Shalom, self-haters, anti-Semites, and non-believers! It’s that time of year once again, when we at the Schmooze remind you that Jews aren’t as bad at sports as you believe.

The 2018 Major League Baseball World Series begin Tuesday at 8:09 pm for some reason, and you’d better believe we have tracked down all two Jews who will be playing America’s favorite game. And also, we are here to say that for a group that makes up 2% of the country’s population, two out of fifty ain’t bad — it actually puts us at 4%. (That’s math, folks! Just another one of our strong suits.) Last year our people hit it out of the park, so this year our expectations are stratospheric.

Let’s meet the boys.

via GIPHY

For the Los Angeles Dodgers, 26-year-old centerfielder Joc Pederson is returning to defend his title as reigning Jewish World Series Participant. His team lost last year, but it hardly matters since his sports star has continued to be on the rise, and since, just as importantly, his Jewish lineage is a real home run as far as genealogical inquiry goes. Pederson, proof you should never judge a person’s Judaism by his name, is an American Jew by way of 19th century Jewish immigrants. His great-great-great-grandfather and great-great-great-uncle were charter members of the historic synagogue Temple Emanuel in San Francisco, so you know he’s owed a favor upstairs. And it doesn’t hurt that he’s on Koufax’s team. Last year at this time he was hitting the Series’ first grand slam.

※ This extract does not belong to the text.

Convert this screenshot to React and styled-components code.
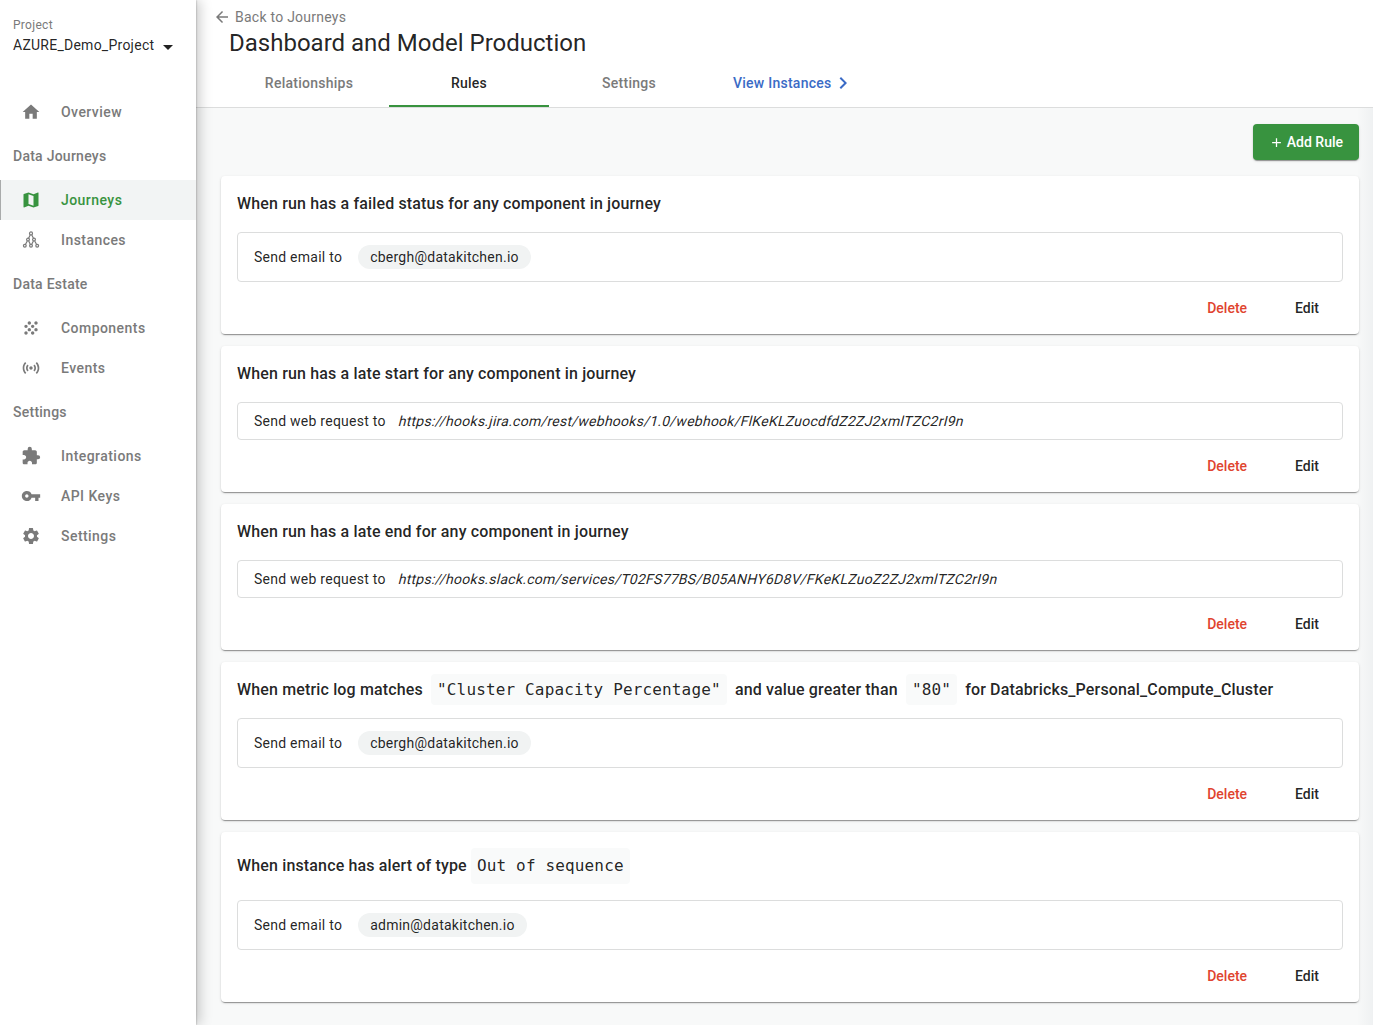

We’ll miss Reform hottie Alex Bregman. But let’s meet his successor, over at the Boston Red Sox: Ian Kinsler.

via GIPHY

Second baseman Ian Kinsler is a bit of a Cinderella story, or whatever the baseball equivalent is. (Probably also Cinderella! Cinderella is so universal!) He was the 496th draft out of college, but has spent years spinning cowhide into gold on the Texas Rangers, Detroit Tigers, and Los Angeles Angels. He is a sports prince, born to a Jewish ball-player-slash-prison-warden (must have been a relaxing childhood) and a Catholic mother. When he joined the Tigers, Hank Greenberg’s team, he started exploring his Jewish identity. What can we say? At 36 years old, he’s still a tough-talking, mustachioed mensch who’s considered one of the greatest Jewish baseball players of all time. He’s a tough hamentaschen.

With any luck, both Pederson and Kinsler are practicing right now with one thought only in their hearts: baseball is a very nice game. But the thing that really matters is making the Jewish people proud, and that they have both already done.